Maitrot asintió con la cabeza.

– Este ciudadano francés al que se me acusa de haber agredido, ¿saben cómo se llama?

– No -dijo Maitrot.

En ese momento se abrió la puerta de vidrio y entró el segundo inspector, que fue a sentarse frente a Osborn. Se llamaba Barras, y le lanzó una mirada a Maitrot, que le respondió negando vagamente con un gesto de cabeza. Barras era un hombre pequeño, de pelo oscuro y ojos negros e inexpresivos. Un vello negro le cubría el dorso de las manos y llevaba las uñas cortadas a la perfección.

– En Francia no nos gusta acoger a los que buscan líos. Y eso incluye a los médicos. La deportación es un asunto bastante sencillo -dijo Barras, con voz monótona.

¡Deportación! «No, por favor -pensó Osborn-. Por favor, ahora no. Ni después de tantos años, después de haberlo visto por primera vez. ¡Después de saber que está vivo y conocer su paradero!»

– Lo siento -dijo, disimulando su pánico-. Realmente lo siento… Perdí la cabeza, eso fue lo que pasó. Por favor, créanme, porque es verdad.

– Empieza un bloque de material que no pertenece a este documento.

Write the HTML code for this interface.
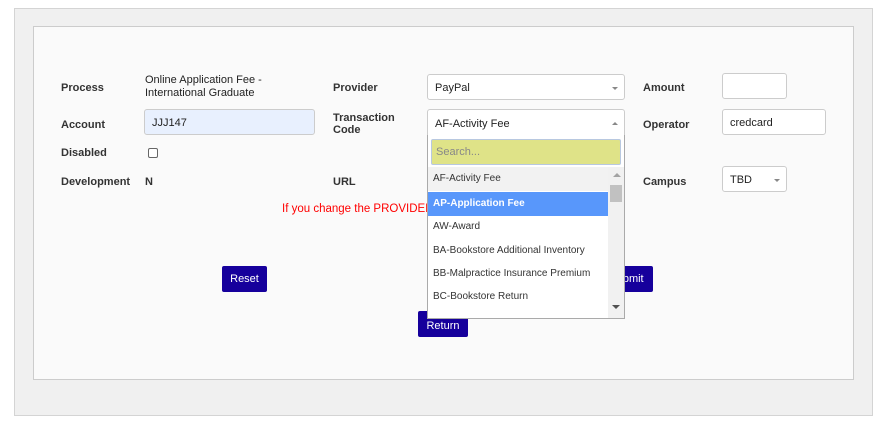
<!DOCTYPE html><html><head><style>
*{box-sizing:border-box;margin:0;padding:0}
body{width:886px;height:424px;background:#fff;font-family:"Liberation Sans",sans-serif;font-size:11px;color:#222;position:relative;overflow:hidden}
.a{position:absolute}
.l{position:absolute;font-weight:bold;color:#333}
.in{position:absolute;background:#fff;border:1px solid #ccc;border-radius:3px;padding-left:7px;padding-top:2px;font-size:11px;display:flex;align-items:center}
.btn{position:absolute;background:#16009c;color:#fff;border-radius:2px;display:flex;align-items:center;justify-content:center;font-size:11px}
.car{position:absolute;right:6px;top:12px;width:0;height:0;border-left:3px solid transparent;border-right:3px solid transparent;border-top:3px solid #888}
.it{position:absolute;left:0;width:180px;padding-left:5px;font-size:10px;color:#333;height:24px;line-height:24px}
</style></head><body>
<div class="a" style="left:14px;top:8px;width:859px;height:408px;background:#f0f0f0;border:1px solid #d4d4d4"></div>
<div class="a" style="left:33px;top:26px;width:821px;height:354px;background:#fafafa;border:1px solid #ccc"></div>

<div class="l" style="left:61px;top:82px">Process</div>
<div class="a" style="left:145px;top:74px;line-height:13px">Online Application Fee -<br>International Graduate</div>
<div class="l" style="left:61px;top:119px">Account</div>
<div class="in" style="left:144px;top:109px;width:171px;height:26px;background:#e8f0fe">JJJ147</div>
<div class="l" style="left:61px;top:147px">Disabled</div>
<div class="a" style="left:148px;top:148px;width:10px;height:10px;border:1px solid #666;border-radius:2px;background:#fff"></div>
<div class="l" style="left:61px;top:176px">Development</div>
<div class="l" style="left:145px;top:176px">N</div>

<div class="l" style="left:333px;top:82px">Provider</div>
<div class="in" style="left:427px;top:74px;width:198px;height:26px">PayPal<div class="car"></div></div>
<div class="l" style="left:333px;top:112px;line-height:12px">Transaction<br>Code</div>
<div class="in" style="left:427px;top:109px;width:198px;height:27px;border-radius:3px 3px 0 0">AF-Activity Fee<div class="car" style="border-top:0;border-bottom:3px solid #888"></div></div>
<div class="l" style="left:333px;top:176px">URL</div>

<div class="l" style="left:643px;top:82px">Amount</div>
<div class="in" style="left:722px;top:73px;width:65px;height:26px"></div>
<div class="l" style="left:643px;top:119px">Operator</div>
<div class="in" style="left:722px;top:109px;width:104px;height:26px">credcard</div>
<div class="l" style="left:643px;top:176px">Campus</div>
<div class="in" style="left:722px;top:166px;width:65px;height:26px">TBD<div class="car"></div></div>

<div class="a" style="left:282px;top:203px;color:#f00;font-size:11.5px">If you change the PROVIDER,</div>

<div class="btn" style="left:222px;top:266px;width:45px;height:26px">Reset</div>
<div class="btn" style="left:600px;top:266px;width:53px;height:26px">Submit</div>
<div class="btn" style="left:418px;top:311px;width:50px;height:26px;align-items:flex-end;padding-bottom:5px">Return</div>

<div class="a" style="left:427px;top:135px;width:198px;height:184px;background:#fff;border:1px solid #aaa;border-top:0;overflow:hidden">
<div class="a" style="left:3px;top:4px;width:190px;height:26px;background:#dfe388;border:1px solid #b8c8e0;border-radius:2px;padding-left:4px;line-height:24px;color:#888;font-size:11px">Search...</div>
<div class="it" style="top:32px;background:#f2f2f2;height:24px">AF-Activity Fee</div>
<div class="it" style="top:57px;background:#5897fb;color:#fff;font-weight:bold;height:24px">AP-Application Fee</div>
<div class="it" style="top:80px">AW-Award</div>
<div class="it" style="top:104px">BA-Bookstore Additional Inventory</div>
<div class="it" style="top:127px">BB-Malpractice Insurance Premium</div>
<div class="it" style="top:150px">BC-Bookstore Return</div>
<div class="a" style="left:180px;top:32px;width:17px;height:152px;background:#f1f1f1">
<div class="a" style="left:5px;top:6px;border-left:4px solid transparent;border-right:4px solid transparent;border-bottom:4px solid #a3a3a3"></div>
<div class="a" style="left:2px;top:18px;width:12px;height:17px;background:#c1c1c1"></div>
<div class="a" style="left:4px;top:138px;border-left:4px solid transparent;border-right:4px solid transparent;border-top:4px solid #505050"></div>
</div>
</div>
</body></html>
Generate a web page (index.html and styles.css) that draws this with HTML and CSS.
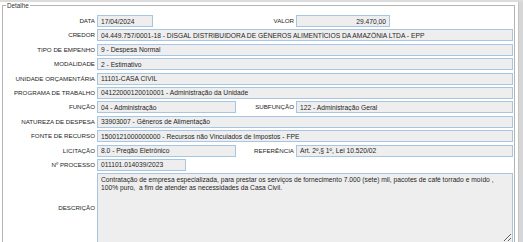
FILE: index.html
```html
<!DOCTYPE html>
<html lang="pt-BR">
<head>
    <meta charset="UTF-8">
    <title>Detalhe do Empenho</title>
    <link rel="stylesheet" href="styles.css">
</head>
<body>
    <div class="top-strip"></div>
    <div class="main">
        <fieldset class="detalhe">
            <legend>Detalhe</legend>
            <div class="form-grid">
                <label>DATA</label>
                <input class="field short" readonly value="17/04/2024">
                <label>VALOR</label>
                <input class="field money" readonly value="29.470,00">

                <label>CREDOR</label>
                <input class="field full" readonly value="04.449.757/0001-18 - DISGAL DISTRIBUIDORA DE GÊNEROS ALIMENTÍCIOS DA AMAZÔNIA LTDA - EPP">

                <label>TIPO DE EMPENHO</label>
                <input class="field full" readonly value="9 - Despesa Normal">

                <label>MODALIDADE</label>
                <input class="field full" readonly value="2 - Estimativo">

                <label>UNIDADE ORÇAMENTÁRIA</label>
                <input class="field full" readonly value="11101-CASA CIVIL">

                <label>PROGRAMA DE TRABALHO</label>
                <input class="field full" readonly value="04122000120010001 - Administração da Unidade">

                <label>FUNÇÃO</label>
                <input class="field" readonly value="04 - Administração">
                <label>SUBFUNÇÃO</label>
                <input class="field" readonly value="122 - Administração Geral">

                <label>NATUREZA DE DESPESA</label>
                <input class="field full" readonly value="33903007 - Gêneros de Alimentação">

                <label>FONTE DE RECURSO</label>
                <input class="field full" readonly value="1500121000000000 - Recursos não Vinculados de Impostos - FPE">

                <label>LICITAÇÃO</label>
                <input class="field" readonly value="8.0 - Pregão Eletrônico">
                <label>REFERÊNCIA</label>
                <input class="field" readonly value="Art. 2º,§ 1º, Lei 10.520/02">

                <label>Nº PROCESSO</label>
                <input class="field processo" readonly value="011101.014039/2023">

                <label class="desc-label">DESCRIÇÃO</label>
                <textarea class="field full desc" readonly>Contratação de empresa especializada, para prestar os serviços de fornecimento 7.000 (sete) mil, pacotes de café torrado e moído , 100% puro,  a fim de atender as necessidades da Casa Civil.</textarea>
            </div>
        </fieldset>
        <div class="side-strip"></div>
    </div>
</body>
</html>
```

FILE: styles.css
```css
* {
    margin: 0;
    padding: 0;
    box-sizing: border-box;
}

body {
    font-family: 'Liberation Sans', Arial, sans-serif;
    font-size: 7px;
    color: #222;
    background: #ffffff;
    overflow: hidden;
}

.top-strip {
    height: 2px;
    background: #dcdcdc;
}

.main {
    display: flex;
}

.detalhe {
    flex: 1;
    margin: 0 3px 0 2px;
    border: 1px solid #b4b4b4;
    padding: 0 0 10px 0;
    min-width: 0;
}

.detalhe legend {
    margin-left: 3px;
    padding: 0 1px;
    font-size: 6.3px;
    color: #333;
    line-height: 7px;
}

.side-strip {
    width: 5px;
    background: #d6d6d6;
    border-left: 1px solid #c4c4c4;
}

.form-grid {
    display: grid;
    grid-template-columns: 92px 139px 56px 217px;
    column-gap: 2px;
    row-gap: 2.4px;
    padding-top: 6px;
    margin-right: 2px;
}

.form-grid label {
    text-align: right;
    align-self: center;
    font-size: 6.2px;
    line-height: 12px;
    color: #1e1e1e;
    white-space: nowrap;
}

.field {
    height: 12px;
    border: 1px solid #a8c6e2;
    background: #eeeeee;
    font-family: 'Liberation Sans', Arial, sans-serif;
    font-size: 6.7px;
    color: #1e1e1e;
    padding: 0 3px;
    outline: none;
    min-width: 0;
}

.field.full {
    grid-column: 2 / 5;
}

.field.short {
    width: 56px;
}

.field.money {
    width: 94px;
    text-align: right;
}

.field.processo {
    width: 89px;
    grid-column: 2 / 5;
}

.desc-label {
    align-self: center;
}

.field.desc {
    height: 70px;
    padding: 2px 3px;
    line-height: 8px;
    resize: both;
    overflow: hidden;
}
```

Barras se lo quedó mirando.

– ¿Cuánto tiempo pensaba quedarse en Francia? -preguntó Barras.

– Cinco días -dijo Osborn-. Quiero ver París.

Barras tuvo un gesto de vacilación, luego se llevó la mano al bolsillo de la chaqueta y sacó el pasaporte de Osborn.

– Su pasaporte, doctor. Cuando vaya a salir del país, avíseme y se lo devolveré.

Osborn miró a Barras y luego a Maitrot. Conque así pensaban solucionarlo. Ni deportación, ni detención. Lo seguirían de todos modos, y se asegurarían de que él mismo lo supiera.

– Es tarde -dijo Maitrot, levantándose-. Hasta luego, doctor Osborn.

Eran las once y veinticinco cuando Osborn salía de la comisaría. Había dejado de llover y una luna resplandeciente brillaba sobre la ciudad. Pensó en coger un taxi pero luego decidió regresar caminando al hotel. Caminar y pensar qué iba a hacer ahora con aquel hombre que había dejado de ser un recuerdo de la infancia para convertirse en un ser de carne y hueso, vivo en algún rincón de París. Con paciencia, lo encontraría. Y lo interrogaría. Y luego lo liquidaría.